10b5-1 plans let insiders schedule trades in advance to avoid trading on non-public information. Here is what that means for how you read insider sales.

A 10b5-1 plan is a written trading plan an insider sets up in advance. It tells the broker exactly when, how many, and at what price to trade shares on the insider’s behalf. The insider gives up day-to-day control once the plan is in place.

Why these plans exist

Insiders have access to information that ordinary investors do not. Trading at the wrong moment, even with good intentions, can look like trading on material non-public information. A 10b5-1 plan defends the insider by setting up trades in advance, while the insider has no inside information, so the trades execute later mechanically. SEC Rule 10b5-1 is the rule that authorizes this defense.

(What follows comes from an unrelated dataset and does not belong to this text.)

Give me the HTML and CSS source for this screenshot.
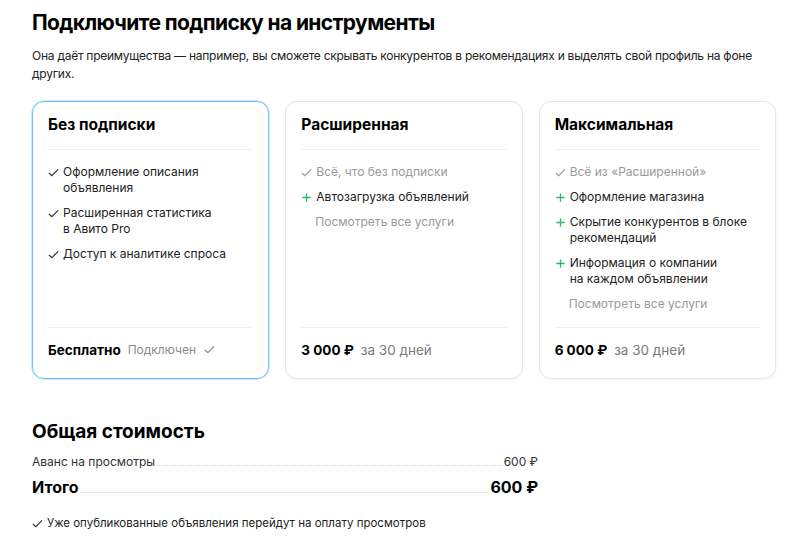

Why this matters when you read insider sales

A scheduled sale executed under a 10b5-1 plan is a different conversation from a discretionary sale. It does not necessarily mean the insider sees a problem at the company. It means the trade was queued up months earlier and triggered by the calendar or a price target.

Form 4 filings often note when a transaction was made under a 10b5-1 plan, usually in a footnote. If you are reading a sale and trying to decide whether it is bearish, that footnote is important context.

The newer rules

In 2023 the SEC tightened the rules. There are now mandatory cooling-off periods between when a plan is adopted and when the first trade can execute. The plan must be entered in good faith. Officers and directors have to certify the plan was set up while they had no material non-public information. These changes were a response to research showing that insiders were sometimes timing plan adoption around non-public news.

When you see “10b5-1” in a footnote, it is shorthand for “this trade was scheduled, not reactive.”